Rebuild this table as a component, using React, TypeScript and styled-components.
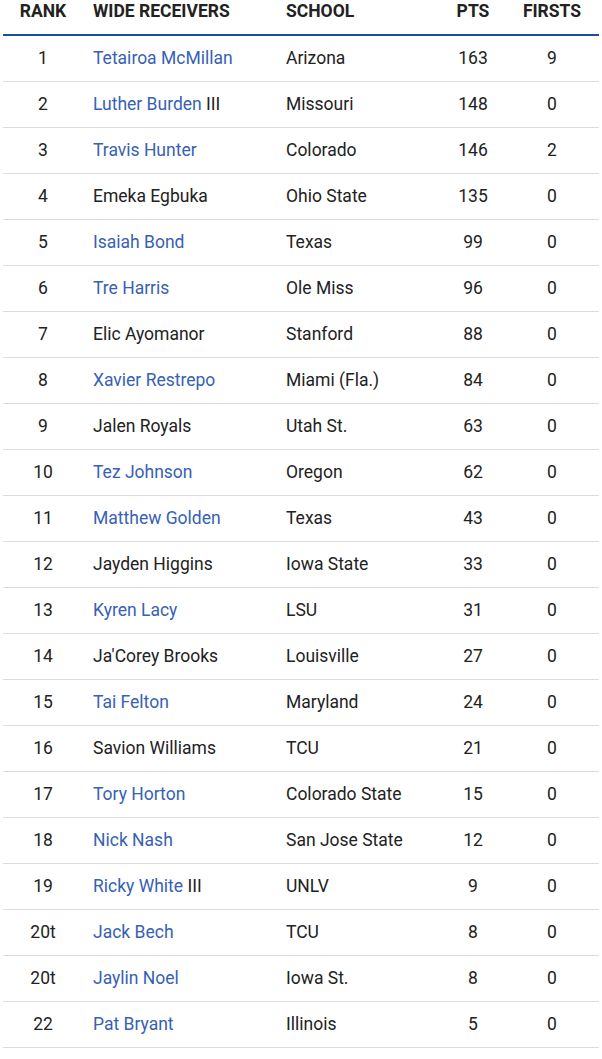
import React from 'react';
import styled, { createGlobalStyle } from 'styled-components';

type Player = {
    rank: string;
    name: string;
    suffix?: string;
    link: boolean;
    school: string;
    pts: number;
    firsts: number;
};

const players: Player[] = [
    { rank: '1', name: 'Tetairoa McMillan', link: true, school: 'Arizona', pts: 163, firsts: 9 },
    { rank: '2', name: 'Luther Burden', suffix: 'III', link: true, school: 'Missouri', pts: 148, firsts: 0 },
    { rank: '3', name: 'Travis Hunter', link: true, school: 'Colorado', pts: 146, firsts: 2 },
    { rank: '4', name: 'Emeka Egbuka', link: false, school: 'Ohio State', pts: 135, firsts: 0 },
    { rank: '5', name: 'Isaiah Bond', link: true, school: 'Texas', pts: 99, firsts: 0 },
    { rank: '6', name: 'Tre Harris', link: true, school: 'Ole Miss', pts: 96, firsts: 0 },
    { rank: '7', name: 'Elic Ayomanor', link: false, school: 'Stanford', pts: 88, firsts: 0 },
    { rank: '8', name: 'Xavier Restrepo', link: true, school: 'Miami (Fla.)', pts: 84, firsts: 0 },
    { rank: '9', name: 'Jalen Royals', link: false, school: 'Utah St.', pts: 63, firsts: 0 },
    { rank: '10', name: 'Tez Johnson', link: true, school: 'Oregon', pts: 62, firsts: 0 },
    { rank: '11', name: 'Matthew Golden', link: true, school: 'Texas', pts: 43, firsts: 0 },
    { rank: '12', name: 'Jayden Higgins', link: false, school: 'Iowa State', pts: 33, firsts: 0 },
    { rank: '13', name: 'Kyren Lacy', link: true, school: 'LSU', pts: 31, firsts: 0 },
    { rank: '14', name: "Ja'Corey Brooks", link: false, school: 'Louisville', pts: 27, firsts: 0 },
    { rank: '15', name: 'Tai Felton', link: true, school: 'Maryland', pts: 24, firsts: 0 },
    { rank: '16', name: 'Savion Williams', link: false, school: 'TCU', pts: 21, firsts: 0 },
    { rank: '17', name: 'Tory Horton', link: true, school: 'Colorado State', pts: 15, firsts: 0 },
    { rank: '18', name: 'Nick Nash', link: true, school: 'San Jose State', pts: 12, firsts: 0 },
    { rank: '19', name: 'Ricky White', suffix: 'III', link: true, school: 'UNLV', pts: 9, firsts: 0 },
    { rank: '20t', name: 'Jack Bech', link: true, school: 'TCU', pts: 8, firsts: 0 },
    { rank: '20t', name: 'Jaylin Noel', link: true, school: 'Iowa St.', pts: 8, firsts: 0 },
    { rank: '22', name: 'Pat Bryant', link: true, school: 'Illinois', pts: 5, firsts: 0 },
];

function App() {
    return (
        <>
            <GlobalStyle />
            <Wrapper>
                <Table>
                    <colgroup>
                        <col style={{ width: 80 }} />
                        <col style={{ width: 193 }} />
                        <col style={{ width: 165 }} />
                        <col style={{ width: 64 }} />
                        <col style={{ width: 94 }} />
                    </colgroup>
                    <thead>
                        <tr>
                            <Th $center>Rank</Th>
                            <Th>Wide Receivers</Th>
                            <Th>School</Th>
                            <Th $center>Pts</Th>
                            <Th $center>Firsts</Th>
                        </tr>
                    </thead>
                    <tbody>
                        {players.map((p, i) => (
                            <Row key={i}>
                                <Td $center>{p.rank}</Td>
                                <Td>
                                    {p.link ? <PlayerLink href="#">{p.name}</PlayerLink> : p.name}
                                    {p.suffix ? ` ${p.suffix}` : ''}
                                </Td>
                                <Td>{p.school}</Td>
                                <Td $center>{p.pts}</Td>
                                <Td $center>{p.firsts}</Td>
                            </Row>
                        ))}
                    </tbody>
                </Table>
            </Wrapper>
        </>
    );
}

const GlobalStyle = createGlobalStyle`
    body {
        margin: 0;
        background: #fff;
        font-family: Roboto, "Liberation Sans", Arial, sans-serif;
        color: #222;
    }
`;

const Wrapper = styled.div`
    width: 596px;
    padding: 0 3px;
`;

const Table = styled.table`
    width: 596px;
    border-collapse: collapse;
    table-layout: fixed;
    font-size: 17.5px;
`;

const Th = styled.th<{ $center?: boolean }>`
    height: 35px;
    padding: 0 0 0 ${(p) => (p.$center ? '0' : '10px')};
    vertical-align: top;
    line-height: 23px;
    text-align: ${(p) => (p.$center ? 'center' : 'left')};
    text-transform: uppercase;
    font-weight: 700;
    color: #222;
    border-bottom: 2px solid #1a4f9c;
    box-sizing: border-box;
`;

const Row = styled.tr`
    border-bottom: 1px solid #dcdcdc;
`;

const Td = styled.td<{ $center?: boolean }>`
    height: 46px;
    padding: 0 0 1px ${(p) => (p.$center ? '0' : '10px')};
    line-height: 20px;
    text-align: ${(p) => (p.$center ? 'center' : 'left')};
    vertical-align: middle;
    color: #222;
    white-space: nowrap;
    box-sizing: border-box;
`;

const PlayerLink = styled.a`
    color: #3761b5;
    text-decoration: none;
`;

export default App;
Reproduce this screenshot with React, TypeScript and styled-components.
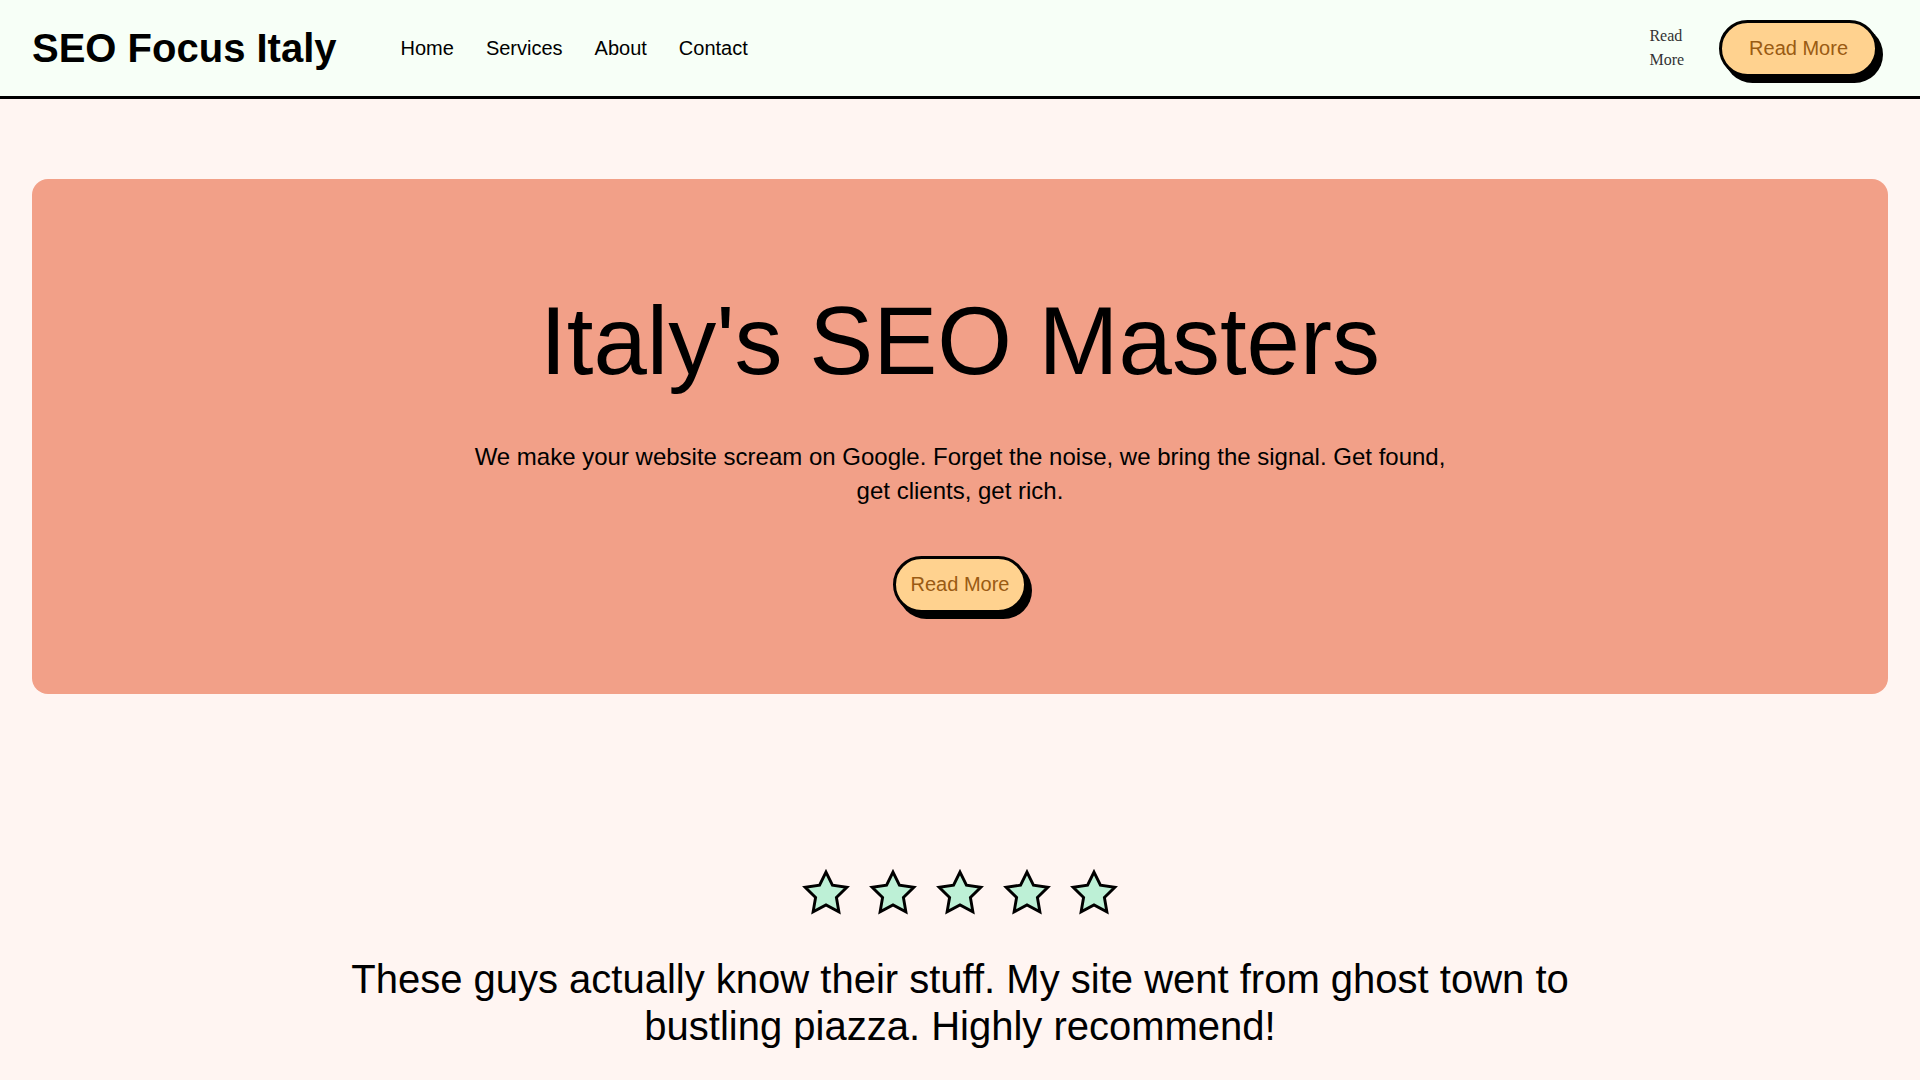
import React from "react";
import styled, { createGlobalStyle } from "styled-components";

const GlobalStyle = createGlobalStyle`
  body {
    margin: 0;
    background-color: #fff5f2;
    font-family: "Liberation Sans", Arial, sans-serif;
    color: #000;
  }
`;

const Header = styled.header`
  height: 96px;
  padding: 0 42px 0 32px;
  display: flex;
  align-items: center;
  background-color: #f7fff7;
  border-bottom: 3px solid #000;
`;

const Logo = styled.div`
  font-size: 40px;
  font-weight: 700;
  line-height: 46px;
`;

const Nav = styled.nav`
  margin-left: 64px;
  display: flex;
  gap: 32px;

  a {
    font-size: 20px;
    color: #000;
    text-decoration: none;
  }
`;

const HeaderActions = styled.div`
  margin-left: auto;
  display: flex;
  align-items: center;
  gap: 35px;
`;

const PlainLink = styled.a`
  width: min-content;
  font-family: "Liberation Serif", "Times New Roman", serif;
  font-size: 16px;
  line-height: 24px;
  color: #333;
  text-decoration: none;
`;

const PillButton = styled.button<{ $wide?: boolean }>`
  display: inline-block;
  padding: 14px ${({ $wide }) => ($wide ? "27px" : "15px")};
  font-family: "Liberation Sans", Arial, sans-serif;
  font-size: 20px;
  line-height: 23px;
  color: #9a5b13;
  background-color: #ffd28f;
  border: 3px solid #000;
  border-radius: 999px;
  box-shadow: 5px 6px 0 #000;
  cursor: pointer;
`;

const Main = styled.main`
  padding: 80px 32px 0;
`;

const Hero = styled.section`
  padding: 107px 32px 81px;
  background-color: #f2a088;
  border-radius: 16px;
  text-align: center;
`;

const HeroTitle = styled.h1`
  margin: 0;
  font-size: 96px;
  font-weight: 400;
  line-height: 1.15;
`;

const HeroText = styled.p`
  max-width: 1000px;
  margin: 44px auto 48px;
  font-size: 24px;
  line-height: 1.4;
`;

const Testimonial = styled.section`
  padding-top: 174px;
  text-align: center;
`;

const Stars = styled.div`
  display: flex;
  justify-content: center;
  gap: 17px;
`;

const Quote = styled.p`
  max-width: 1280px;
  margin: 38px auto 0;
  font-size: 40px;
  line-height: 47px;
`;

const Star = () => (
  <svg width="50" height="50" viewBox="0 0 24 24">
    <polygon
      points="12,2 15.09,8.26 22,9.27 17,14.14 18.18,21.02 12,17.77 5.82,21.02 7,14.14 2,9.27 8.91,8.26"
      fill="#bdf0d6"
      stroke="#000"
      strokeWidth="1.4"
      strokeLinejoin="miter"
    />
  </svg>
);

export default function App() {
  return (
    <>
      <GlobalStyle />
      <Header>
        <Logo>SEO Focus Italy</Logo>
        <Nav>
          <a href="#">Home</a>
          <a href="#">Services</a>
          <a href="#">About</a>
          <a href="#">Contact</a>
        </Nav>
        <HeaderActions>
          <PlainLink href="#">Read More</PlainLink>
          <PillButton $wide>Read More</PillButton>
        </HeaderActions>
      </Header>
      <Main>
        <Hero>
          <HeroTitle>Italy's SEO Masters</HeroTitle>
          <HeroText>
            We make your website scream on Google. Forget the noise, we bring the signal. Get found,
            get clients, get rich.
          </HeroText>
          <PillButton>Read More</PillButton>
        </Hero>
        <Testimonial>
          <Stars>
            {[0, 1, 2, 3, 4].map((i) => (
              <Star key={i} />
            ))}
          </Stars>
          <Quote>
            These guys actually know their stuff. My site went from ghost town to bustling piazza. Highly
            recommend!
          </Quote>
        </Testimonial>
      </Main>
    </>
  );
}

⁂

#### EXERCISE DIRECTIONS:
Each line above that includes "this" counts once; state the total and nothing more.

#### EXERCISE OUTPUT:
2